A better bet for a “book genetics” site that is not only more inclusive but more understanding of all aspects of a work’s composition would be TV Tropes. Because it’s made up of user contributions, it is not only not limited to just those books whose publishers permit their inclusion, but also fully understanding of humor and any other quality of a book that cannot be so easily detected by a soulless machine. (Of course, it can also be ruthlessly addictive.)

And a better bet for a site that can help you find other books to read based on your tastes rather than individual elements of the book—or at least, it would be if it was working right now—is something like Alexandria Digital Literature’s Hypatia, which worked by cross-referencing your opinions of your favorite and least favorite books with those of other people to come up with guesses based on what the people most like you also liked that you hadn’t read yet.

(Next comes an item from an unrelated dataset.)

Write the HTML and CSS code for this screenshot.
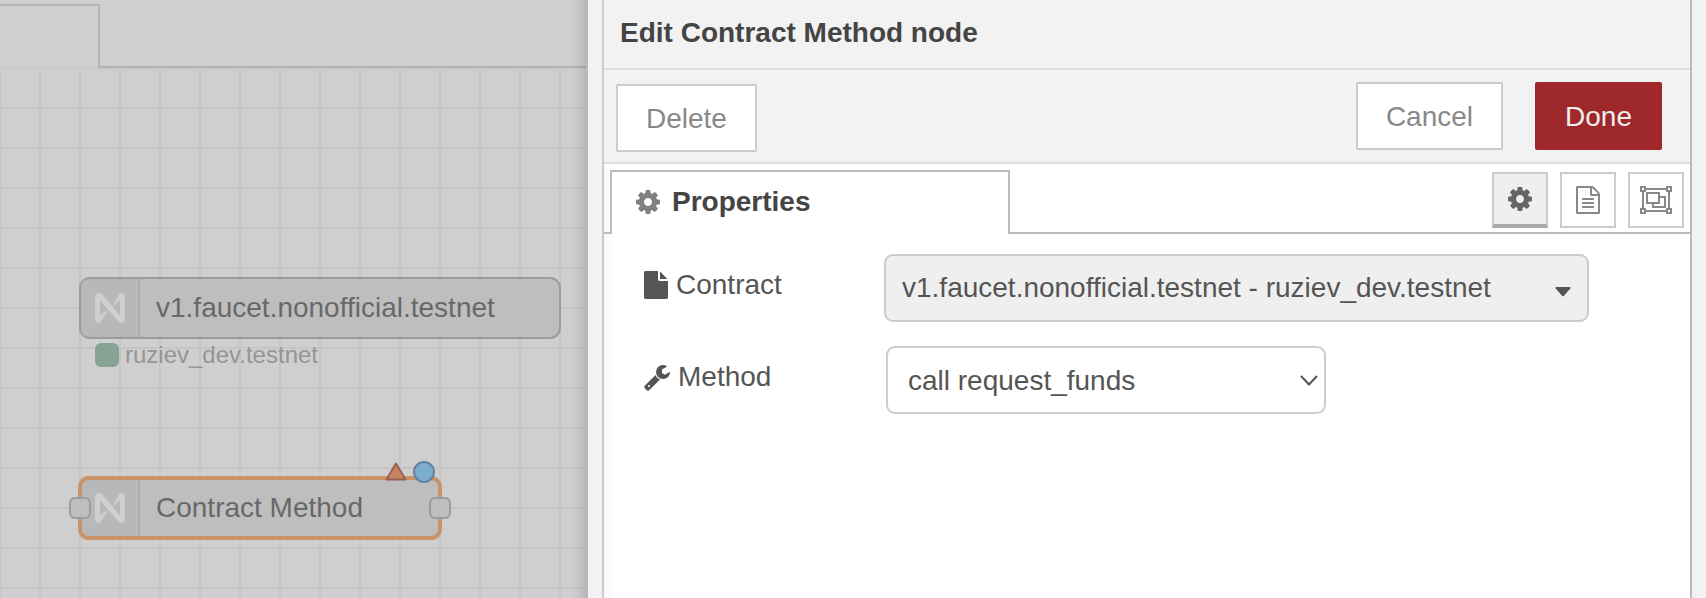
FILE: index.html
```html
<!DOCTYPE html>
<html lang="en">
<head>
<meta charset="utf-8">
<title>Edit Contract Method node</title>
<link rel="stylesheet" href="styles.css">
</head>
<body>
<svg class="sprite" aria-hidden="true">
  <symbol id="cog" viewBox="128 128 1536 1536"><path d="M1152 896q0-106-75-181t-181-75-181 75-75 181 75 181 181 75 181-75 75-181zm512-109v222q0 12-8 23t-20 13l-185 28q-19 54-39 91 35 50 107 138 10 12 10 25t-9 23q-27 37-99 108t-94 71q-12 0-26-9l-138-108q-44 23-91 38-16 136-29 186-7 28-36 28h-222q-14 0-24.500-8.500t-11.500-21.500l-28-184q-49-16-90-37l-141 107q-10 9-25 9-14 0-25-11-126-114-165-168-7-10-7-23 0-12 8-23 15-21 51-66.500t54-70.500q-27-50-41-99l-183-27q-13-2-21-12.500t-8-23.500v-222q0-12 8-23t19-13l186-28q14-46 39-92-40-57-107-138-10-12-10-24 0-10 9-23 26-36 98.500-107.500t94.500-71.500q13 0 26 10l138 107q44-23 91-38 16-136 29-186 7-28 36-28h222q14 0 24.500 8.500t11.500 21.500l28 184q49 16 90 37l142-107q9-9 24-9 13 0 25 10 129 119 165 170 7 8 7 22 0 12-8 23-15 21-51 66.500t-54 70.500q26 50 41 98l183 28q13 2 21 12.500t8 23.500z"/></symbol>
  <symbol id="near" viewBox="0 0 30 30"><path fill-rule="evenodd" d="M4 0C6 0 7 1 8 2L25 22.500V7L19.500 12.200C18.500 13 17.800 12.300 18.400 11.400L23.500 2C24.500.5 25.500 0 27 0C29 0 30 1.500 30 3V27C30 29 28.500 30 27 30C25 30 24 29.500 23 28L5 7.500V23L10.800 17.800C11.800 17 12.600 17.800 12 18.600L6.500 28C5.500 29.500 4.500 30 3 30C1 30 0 28.500 0 27V3C0 1 1.500 0 4 0Z"/></symbol>
</svg>
<div class="editor">
  <main class="workspace">
    <div class="workspace-tabs"><div class="workspace-tab"></div></div>
    <div class="canvas">
      <div class="node node-contract">
        <span class="node-icon"><svg><use href="#near"/></svg></span>
        <span class="node-label">v1.faucet.nonofficial.testnet</span>
      </div>
      <div class="node-status"><i class="status-dot"></i>ruziev_dev.testnet</div>
      <div class="node node-method">
        <span class="node-icon"><svg><use href="#near"/></svg></span>
        <span class="node-label">Contract Method</span>
        <i class="port port-in"></i>
        <i class="port port-out"></i>
        <svg class="badge-error" viewBox="0 0 22 19"><path d="M11 1.500L20.500 17.500H1.500Z"/></svg>
        <i class="badge-changed"></i>
      </div>
    </div>
  </main>
  <div class="separator"></div>
  <section class="tray">
    <header class="tray-header"><h1>Edit Contract Method node</h1></header>
    <div class="tray-toolbar">
      <button type="button" class="btn btn-delete">Delete</button>
      <div class="toolbar-right">
        <button type="button" class="btn">Cancel</button>
        <button type="button" class="btn btn-primary">Done</button>
      </div>
    </div>
    <div class="tray-tabs">
      <button type="button" class="tab"><svg class="icon-cog"><use href="#cog"/></svg>Properties</button>
      <div class="tab-buttons">
        <button type="button" class="icon-btn active" aria-label="Properties"><svg class="icon-cog"><use href="#cog"/></svg></button>
        <button type="button" class="icon-btn" aria-label="Description"><svg class="icon-file" viewBox="128 0 1536 1792"><path d="M1596 380q28 28 48 76t20 88v1152q0 40-28 68t-68 28h-1344q-40 0-68-28t-28-68v-1600q0-40 28-68t68-28h896q40 0 88 20t76 48zm-444-244v376h376q-10-29-22-41l-313-313q-12-12-41-22zm384 1528v-1024h-416q-40 0-68-28t-28-68v-416h-768v1536h1280zm-1024-864q0-14 9-23t23-9h704q14 0 23 9t9 23v64q0 14-9 23t-23 9h-704q-14 0-23-9t-9-23v-64zm736 224q14 0 23 9t9 23v64q0 14-9 23t-23 9h-704q-14 0-23-9t-9-23v-64q0-14 9-23t23-9h704zm0 256q14 0 23 9t9 23v64q0 14-9 23t-23 9h-704q-14 0-23-9t-9-23v-64q0-14 9-23t23-9h704z"/></svg></button>
        <button type="button" class="icon-btn" aria-label="Appearance"><svg class="icon-group" viewBox="0 0 32 28"><path d="M1 1H5V5H1ZM27 1H31V5H27ZM1 23H5V27H1ZM27 23H31V27H27ZM5 3H27M5 25H27M3 5V23M29 5V23M7 7H19V17H7ZM19 11H25V21H13V17"/></svg></button>
      </div>
    </div>
    <form class="form">
      <div class="form-row">
        <label for="contract"><svg class="icon-file" viewBox="128 0 1536 1792"><path d="M1152 512v-472q22 14 36 28l408 408q14 14 28 36h-472zm-128 32q0 40 28 68t68 28h544v1056q0 40-28 68t-68 28h-1344q-40 0-68-28t-28-68v-1600q0-40 28-68t68-28h800v544z"/></svg>Contract</label>
        <div class="field field-contract">
          <select id="contract"><option>v1.faucet.nonofficial.testnet - ruziev_dev.testnet</option></select>
          <svg class="caret" viewBox="0 0 16 10"><path d="M1.200 0H14.800Q16 .3 15.300 1.400L9 8.800Q8 9.800 7 8.800L.7 1.400Q0 .3 1.200 0Z"/></svg>
        </div>
      </div>
      <div class="form-row">
        <label for="method"><svg class="icon-wrench" viewBox="64 0 1664 1792"><path d="M448 1472q0-26-19-45t-45-19-45 19-19 45 19 45 45 19 45-19 19-45zm644-420l-682 682q-37 37-90 37-52 0-91-37l-106-108q-38-36-38-90 0-53 38-91l681-681q39 98 114.500 173.500t173.500 114.500zm634-435q0 39-23 106-47 134-164.500 217.500t-258.500 83.500q-185 0-316.500-131.500t-131.500-316.500 131.500-316.500 316.500-131.500q58 0 121.500 16.500t107.500 46.500q16 11 16 28t-16 28l-293 169v224l193 107q5-3 79-48.500t135.500-81 70.500-35.500q15 0 23.500 10t8.500 25z"/></svg>Method</label>
        <div class="field field-method">
          <select id="method"><option>call request_funds</option></select>
          <svg class="chevron" viewBox="0 0 18 11"><path d="M1 1L9 9.500L17 1"/></svg>
        </div>
      </div>
    </form>
  </section>
  <aside class="gutter"></aside>
</div>
</body>
</html>
```
FILE: styles.css
```css
* { box-sizing: border-box; }
body {
  margin: 0;
  font: 28px/32px "Liberation Sans", Arial, sans-serif;
  color: #555;
  background: #fff;
}
button, select { font: inherit; color: inherit; margin: 0; }
svg { display: block; fill: currentColor; }
.sprite { position: absolute; width: 0; height: 0; }
.editor { display: flex; min-height: 100vh; }

/* Shaded workspace */
.workspace {
  position: relative;
  flex: 0 0 588px;
  display: flex;
  flex-direction: column;
  background: #cfcfcf;
  border-right: 2px solid #b9b9b9;
  overflow: hidden;
}
.workspace::after {
  content: "";
  position: absolute;
  inset: 0 0 0 auto;
  width: 14px;
  background: linear-gradient(to right, rgba(0, 0, 0, 0), rgba(0, 0, 0, .04) 50%, rgba(0, 0, 0, .11));
}
.workspace-tabs {
  height: 68px;
  padding-top: 4px;
  border-bottom: 2px solid #b4b4b4;
}
.workspace-tab {
  width: 100px;
  height: 64px;
  background: #cfcfcf;
  border: solid #b4b4b4;
  border-width: 2px 2px 0 0;
}
.canvas {
  position: relative;
  flex: 1;
  background-image:
    linear-gradient(to right, #c5c5c5 1px, transparent 1px 39px, #c5c5c5 39px),
    linear-gradient(#c5c5c5 1px, transparent 1px 39px, #c5c5c5 39px);
  background-size: 40px 40px;
}
.node {
  position: absolute;
  display: flex;
  color: #686868;
  background: #bebebe;
  border: 2px solid #9c9c9c;
  border-radius: 11px;
}
.node-contract { left: 79px; top: 209px; width: 482px; height: 62px; }
.node-method {
  left: 78px;
  top: 408px;
  width: 364px;
  height: 64px;
  border: 4px solid #c89368;
}
.node-icon {
  display: flex;
  align-items: center;
  width: 59px;
  padding-left: 14px;
  background: #b8b8b8;
  border-right: 2px solid #adadad;
  border-radius: 8px 0 0 8px;
  color: #cfcfcf;
}
.node-method .node-icon { width: 58px; padding-left: 13px; }
.node-icon svg { width: 30px; height: 30px; }
.node-label { align-self: center; padding-left: 16px; }
.node-status {
  position: absolute;
  left: 95px;
  top: 273px;
  display: flex;
  align-items: center;
  gap: 6px;
  font-size: 24px;
  line-height: 28px;
  color: #959595;
}
.status-dot { width: 24px; height: 24px; border-radius: 6px; background: #86a395; }
.port {
  position: absolute;
  top: 17px;
  width: 22px;
  height: 22px;
  background: #bebebe;
  border: 2px solid #9c9c9c;
  border-radius: 6px;
}
.port-in { left: -13px; }
.port-out { right: -13px; }
.badge-error {
  position: absolute;
  top: -18px;
  right: 31px;
  width: 22px;
  height: 19px;
  fill: #c58560;
  stroke: #9b5f54;
  stroke-width: 2;
  stroke-linejoin: round;
}
.badge-changed {
  position: absolute;
  top: -19px;
  right: 3px;
  width: 22px;
  height: 22px;
  background: #7aaccd;
  border: 2px solid #66829a;
  border-radius: 50%;
}

/* Edit tray */
.separator { flex: 0 0 16px; background: #f2f2f2; border-right: 2px solid #ccc; }
.tray {
  flex: 1;
  min-width: 0;
  background: linear-gradient(to right, #f9f9f9, #fff 10px);
}
.gutter { flex: 0 0 16px; background: #f2f2f2; border-left: 2px solid #bbb; }
.tray-header {
  padding: 17px 16px 19px;
  background: #f2f2f2;
  border-bottom: 2px solid #ddd;
  color: #444;
}
.tray-header h1 { margin: 0; font-size: 28px; line-height: 32px; }
.tray-toolbar {
  display: flex;
  justify-content: space-between;
  padding: 12px 28px 10px 12px;
  background: #f2f2f2;
  border-bottom: 2px solid #ddd;
}
.toolbar-right { display: flex; align-items: flex-start; gap: 32px; }
.btn {
  height: 68px;
  padding: 2px 28px 0;
  color: #888;
  background: #fff;
  border: 2px solid #ccc;
  border-radius: 2px;
}
.btn-delete { margin-top: 2px; }
.btn-primary { color: #eee; background: #9e282a; border-color: #9e282a; }
.tray-tabs {
  display: flex;
  justify-content: space-between;
  align-items: flex-start;
  height: 70px;
  padding: 6px 6px 0;
  border-bottom: 2px solid #bbb;
}
.tab {
  display: flex;
  align-items: center;
  gap: 12px;
  width: 400px;
  height: 64px;
  padding: 0 24px 2px;
  font-weight: bold;
  color: #444;
  background: #fff;
  border: solid #bbb;
  border-width: 2px 2px 0;
}
.icon-cog { width: 24px; height: 24px; color: #808080; }
.tab-buttons { display: flex; gap: 12px; padding-top: 2px; }
.icon-btn {
  display: flex;
  align-items: center;
  justify-content: center;
  width: 56px;
  height: 56px;
  padding: 0;
  color: #888;
  background: #fff;
  border: 2px solid #ccc;
}
.icon-btn.active { background: #efefef; border-bottom: 4px solid #aaa; }
.active .icon-cog { color: #666; }
.icon-file { width: 24px; height: 28px; }
.icon-group { width: 32px; height: 28px; fill: none; stroke: currentColor; stroke-width: 2; }
.icon-wrench { width: 26px; height: 28px; }
.form {
  display: flex;
  flex-direction: column;
  gap: 24px;
  padding: 20px 40px;
}
.form-row { display: flex; align-items: flex-start; }
.form-row label {
  display: flex;
  align-items: center;
  gap: 8px;
  flex: 0 0 240px;
  padding-top: 15px;
}
.field { position: relative; }
.field select {
  appearance: none;
  display: block;
  width: 100%;
  height: 68px;
  padding: 0 16px;
  border: 2px solid #ccc;
  border-radius: 9px;
  background: #fff;
}
.field-contract { flex: 0 1 705px; }
.field-contract select { background: #efefef; }
.field-method { flex: 0 1 440px; margin-left: 2px; }
.field-method select { padding: 2px 20px 0; }
.caret { position: absolute; right: 18px; top: 33px; width: 16px; height: 10px; }
.chevron {
  position: absolute;
  right: 8px;
  top: 29px;
  width: 18px;
  height: 11px;
  fill: none;
  stroke: currentColor;
  stroke-width: 2;
}
```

Regardless, the Book Genome Project’s Booklamp is a nice try, but I can’t really see any easy solution to the two major problems that keep it from being entirely useful.

2 COMMENTS

  1. You’re right about the limitations, but I’m not sure that Booklamp was ever really intended as a serious book discovery tool. It’s more of a tech demo for the services that Booklamp sells to publishers and distributors.

  2. Good assessment, Chris! I can only help that Apple’s acquisition of the company will bring more talent to the pool and bring BookLamp to the level it needs to really make the book genome concept really work.

    For writers like me, too new to have an audience yet, having a way to get our books in front of potential readers is vital. Using a system solely based on sales ranks makes getting a new book discovered to be akin to the torment of Sisyphus.